--- START OF DATASET EXTRACT ---

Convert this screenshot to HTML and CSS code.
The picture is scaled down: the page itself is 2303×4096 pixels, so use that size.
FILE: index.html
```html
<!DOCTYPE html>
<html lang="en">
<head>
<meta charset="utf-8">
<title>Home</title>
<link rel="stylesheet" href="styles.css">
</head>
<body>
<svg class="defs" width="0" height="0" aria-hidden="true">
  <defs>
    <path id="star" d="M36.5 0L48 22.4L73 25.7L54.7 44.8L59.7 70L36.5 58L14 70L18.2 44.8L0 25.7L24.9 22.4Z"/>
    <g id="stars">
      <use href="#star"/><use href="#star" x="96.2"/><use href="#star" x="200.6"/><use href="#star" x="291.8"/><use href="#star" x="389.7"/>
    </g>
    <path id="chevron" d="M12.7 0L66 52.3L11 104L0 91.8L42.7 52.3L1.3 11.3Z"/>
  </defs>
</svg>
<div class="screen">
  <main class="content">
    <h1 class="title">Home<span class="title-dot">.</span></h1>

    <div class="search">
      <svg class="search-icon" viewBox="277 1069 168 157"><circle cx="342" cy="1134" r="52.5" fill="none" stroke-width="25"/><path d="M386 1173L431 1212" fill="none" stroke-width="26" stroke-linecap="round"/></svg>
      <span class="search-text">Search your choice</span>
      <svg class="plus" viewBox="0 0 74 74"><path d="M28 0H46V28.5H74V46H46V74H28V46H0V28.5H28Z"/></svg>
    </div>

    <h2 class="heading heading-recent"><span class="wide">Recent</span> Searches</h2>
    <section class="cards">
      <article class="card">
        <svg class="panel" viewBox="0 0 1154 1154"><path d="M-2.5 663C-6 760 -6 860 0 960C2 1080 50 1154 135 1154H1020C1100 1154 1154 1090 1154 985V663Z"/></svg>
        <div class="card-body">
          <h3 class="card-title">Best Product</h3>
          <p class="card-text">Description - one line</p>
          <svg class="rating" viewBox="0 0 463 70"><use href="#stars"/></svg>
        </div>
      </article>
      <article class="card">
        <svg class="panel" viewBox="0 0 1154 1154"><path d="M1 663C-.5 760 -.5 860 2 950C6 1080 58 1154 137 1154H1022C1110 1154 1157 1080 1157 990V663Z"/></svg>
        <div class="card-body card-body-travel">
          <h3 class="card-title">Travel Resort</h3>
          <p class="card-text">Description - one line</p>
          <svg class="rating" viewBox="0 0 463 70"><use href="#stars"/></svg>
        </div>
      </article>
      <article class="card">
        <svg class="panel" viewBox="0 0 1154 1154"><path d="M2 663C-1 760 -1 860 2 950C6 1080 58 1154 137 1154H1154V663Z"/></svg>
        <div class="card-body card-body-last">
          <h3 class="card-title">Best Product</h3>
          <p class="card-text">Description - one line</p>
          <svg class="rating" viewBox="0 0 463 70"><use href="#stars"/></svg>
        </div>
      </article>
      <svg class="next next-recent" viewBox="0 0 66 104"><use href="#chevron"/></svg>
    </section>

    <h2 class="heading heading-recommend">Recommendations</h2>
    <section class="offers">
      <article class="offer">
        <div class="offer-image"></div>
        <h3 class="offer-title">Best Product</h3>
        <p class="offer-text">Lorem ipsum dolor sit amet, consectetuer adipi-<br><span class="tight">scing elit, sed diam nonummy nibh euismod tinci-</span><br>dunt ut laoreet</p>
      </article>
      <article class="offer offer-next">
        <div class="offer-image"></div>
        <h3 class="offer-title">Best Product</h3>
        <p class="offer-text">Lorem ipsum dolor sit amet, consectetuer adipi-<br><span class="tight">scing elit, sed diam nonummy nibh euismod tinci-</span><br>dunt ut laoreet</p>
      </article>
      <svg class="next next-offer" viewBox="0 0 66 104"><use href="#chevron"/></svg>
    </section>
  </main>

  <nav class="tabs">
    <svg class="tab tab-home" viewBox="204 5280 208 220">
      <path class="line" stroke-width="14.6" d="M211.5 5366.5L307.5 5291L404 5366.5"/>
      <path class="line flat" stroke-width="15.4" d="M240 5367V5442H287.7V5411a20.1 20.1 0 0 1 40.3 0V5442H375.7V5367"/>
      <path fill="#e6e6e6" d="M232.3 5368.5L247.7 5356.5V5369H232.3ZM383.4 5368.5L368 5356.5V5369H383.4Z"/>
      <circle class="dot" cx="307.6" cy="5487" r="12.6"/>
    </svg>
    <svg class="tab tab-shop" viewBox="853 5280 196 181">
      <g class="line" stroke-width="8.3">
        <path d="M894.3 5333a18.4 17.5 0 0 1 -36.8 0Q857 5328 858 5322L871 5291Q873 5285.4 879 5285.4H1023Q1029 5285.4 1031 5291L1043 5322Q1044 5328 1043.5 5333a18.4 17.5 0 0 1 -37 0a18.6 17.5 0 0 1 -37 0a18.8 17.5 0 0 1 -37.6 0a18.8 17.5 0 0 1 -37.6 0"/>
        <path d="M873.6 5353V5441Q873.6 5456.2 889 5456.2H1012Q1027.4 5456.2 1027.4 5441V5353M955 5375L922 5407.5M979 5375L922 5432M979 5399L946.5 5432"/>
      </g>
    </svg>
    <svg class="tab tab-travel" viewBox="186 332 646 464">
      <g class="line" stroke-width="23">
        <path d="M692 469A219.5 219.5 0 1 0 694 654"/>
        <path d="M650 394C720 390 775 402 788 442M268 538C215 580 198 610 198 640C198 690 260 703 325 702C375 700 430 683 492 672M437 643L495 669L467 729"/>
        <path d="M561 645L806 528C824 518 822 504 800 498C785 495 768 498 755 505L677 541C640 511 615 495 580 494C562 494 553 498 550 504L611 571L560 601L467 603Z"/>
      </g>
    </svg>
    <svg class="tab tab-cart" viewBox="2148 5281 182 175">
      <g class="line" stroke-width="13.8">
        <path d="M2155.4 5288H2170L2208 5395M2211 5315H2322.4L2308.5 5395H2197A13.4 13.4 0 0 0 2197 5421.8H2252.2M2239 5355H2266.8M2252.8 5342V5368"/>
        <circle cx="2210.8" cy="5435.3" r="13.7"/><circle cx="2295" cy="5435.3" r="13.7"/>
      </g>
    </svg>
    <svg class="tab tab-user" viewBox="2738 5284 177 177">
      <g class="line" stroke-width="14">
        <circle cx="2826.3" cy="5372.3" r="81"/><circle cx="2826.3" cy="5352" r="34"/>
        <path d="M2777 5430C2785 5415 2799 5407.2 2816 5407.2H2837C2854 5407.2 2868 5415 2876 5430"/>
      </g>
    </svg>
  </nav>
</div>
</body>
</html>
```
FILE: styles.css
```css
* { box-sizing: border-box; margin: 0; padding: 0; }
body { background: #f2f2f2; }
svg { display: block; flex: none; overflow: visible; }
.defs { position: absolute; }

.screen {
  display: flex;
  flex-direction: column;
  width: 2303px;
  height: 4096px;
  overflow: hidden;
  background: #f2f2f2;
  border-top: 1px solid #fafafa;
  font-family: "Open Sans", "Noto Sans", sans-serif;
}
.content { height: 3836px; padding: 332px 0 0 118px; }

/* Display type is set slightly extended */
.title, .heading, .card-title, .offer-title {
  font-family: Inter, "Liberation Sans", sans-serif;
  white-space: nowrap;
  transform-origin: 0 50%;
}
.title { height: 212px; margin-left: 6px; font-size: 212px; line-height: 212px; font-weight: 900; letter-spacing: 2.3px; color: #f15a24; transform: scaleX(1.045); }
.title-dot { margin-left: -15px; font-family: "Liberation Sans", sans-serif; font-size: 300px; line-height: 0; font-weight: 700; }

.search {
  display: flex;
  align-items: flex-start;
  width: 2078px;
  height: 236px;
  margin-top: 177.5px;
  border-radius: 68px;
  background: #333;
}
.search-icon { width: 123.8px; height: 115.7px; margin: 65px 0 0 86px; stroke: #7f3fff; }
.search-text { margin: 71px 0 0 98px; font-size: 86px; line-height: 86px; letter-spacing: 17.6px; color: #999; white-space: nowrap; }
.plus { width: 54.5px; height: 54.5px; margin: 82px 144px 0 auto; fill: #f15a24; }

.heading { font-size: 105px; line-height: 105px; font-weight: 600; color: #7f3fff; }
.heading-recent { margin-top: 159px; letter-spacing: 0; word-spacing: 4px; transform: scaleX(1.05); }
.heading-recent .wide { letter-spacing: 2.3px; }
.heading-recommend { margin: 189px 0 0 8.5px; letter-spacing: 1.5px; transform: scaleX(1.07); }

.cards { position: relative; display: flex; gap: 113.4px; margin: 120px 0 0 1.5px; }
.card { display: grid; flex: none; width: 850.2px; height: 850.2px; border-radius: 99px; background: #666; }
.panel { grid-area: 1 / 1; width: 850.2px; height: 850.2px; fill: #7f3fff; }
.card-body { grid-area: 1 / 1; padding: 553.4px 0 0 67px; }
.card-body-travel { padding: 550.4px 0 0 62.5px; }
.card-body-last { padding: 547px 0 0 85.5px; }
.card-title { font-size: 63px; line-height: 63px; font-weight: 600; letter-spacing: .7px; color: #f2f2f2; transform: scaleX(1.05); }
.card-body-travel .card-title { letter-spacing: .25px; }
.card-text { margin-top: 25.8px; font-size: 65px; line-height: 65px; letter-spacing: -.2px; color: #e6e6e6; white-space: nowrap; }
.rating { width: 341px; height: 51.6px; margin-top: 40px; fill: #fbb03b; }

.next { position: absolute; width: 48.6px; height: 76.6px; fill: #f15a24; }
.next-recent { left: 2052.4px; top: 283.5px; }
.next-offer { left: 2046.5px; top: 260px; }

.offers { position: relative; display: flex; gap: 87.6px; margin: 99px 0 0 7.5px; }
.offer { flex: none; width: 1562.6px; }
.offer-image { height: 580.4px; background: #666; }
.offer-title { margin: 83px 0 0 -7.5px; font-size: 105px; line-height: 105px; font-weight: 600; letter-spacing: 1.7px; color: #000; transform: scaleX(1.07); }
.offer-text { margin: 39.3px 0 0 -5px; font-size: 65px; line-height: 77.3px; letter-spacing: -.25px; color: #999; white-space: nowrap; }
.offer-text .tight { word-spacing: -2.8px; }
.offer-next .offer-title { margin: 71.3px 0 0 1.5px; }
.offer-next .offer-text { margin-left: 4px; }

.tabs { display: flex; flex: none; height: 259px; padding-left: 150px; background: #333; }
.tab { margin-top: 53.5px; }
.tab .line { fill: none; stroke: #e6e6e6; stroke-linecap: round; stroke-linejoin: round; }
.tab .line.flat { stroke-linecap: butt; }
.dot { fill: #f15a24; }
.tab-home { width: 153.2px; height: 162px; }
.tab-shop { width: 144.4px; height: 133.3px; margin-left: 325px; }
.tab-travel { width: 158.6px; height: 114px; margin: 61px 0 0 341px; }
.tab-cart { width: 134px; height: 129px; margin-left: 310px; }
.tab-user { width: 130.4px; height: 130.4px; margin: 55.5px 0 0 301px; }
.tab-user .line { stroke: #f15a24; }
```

--- END OF DATASET EXTRACT ---

WHAT YOU NEED TO DO
Copy every line above that holds the word "size".

RESULT OF THIS TASK
The picture is scaled down: the page itself is 2303×4096 pixels, so use that size.
.title { height: 212px; margin-left: 6px; font-size: 212px; line-height: 212px; font-weight: 900; letter-spacing: 2.3px; color: #f15a24; transform: scaleX(1.045); }
.title-dot { margin-left: -15px; font-family: "Liberation Sans", sans-serif; font-size: 300px; line-height: 0; font-weight: 700; }
.search-text { margin: 71px 0 0 98px; font-size: 86px; line-height: 86px; letter-spacing: 17.6px; color: #999; white-space: nowrap; }
.heading { font-size: 105px; line-height: 105px; font-weight: 600; color: #7f3fff; }
.card-title { font-size: 63px; line-height: 63px; font-weight: 600; letter-spacing: .7px; color: #f2f2f2; transform: scaleX(1.05); }
.card-text { margin-top: 25.8px; font-size: 65px; line-height: 65px; letter-spacing: -.2px; color: #e6e6e6; white-space: nowrap; }
.offer-title { margin: 83px 0 0 -7.5px; font-size: 105px; line-height: 105px; font-weight: 600; letter-spacing: 1.7px; color: #000; transform: scaleX(1.07); }
.offer-text { margin: 39.3px 0 0 -5px; font-size: 65px; line-height: 77.3px; letter-spacing: -.25px; color: #999; white-space: nowrap; }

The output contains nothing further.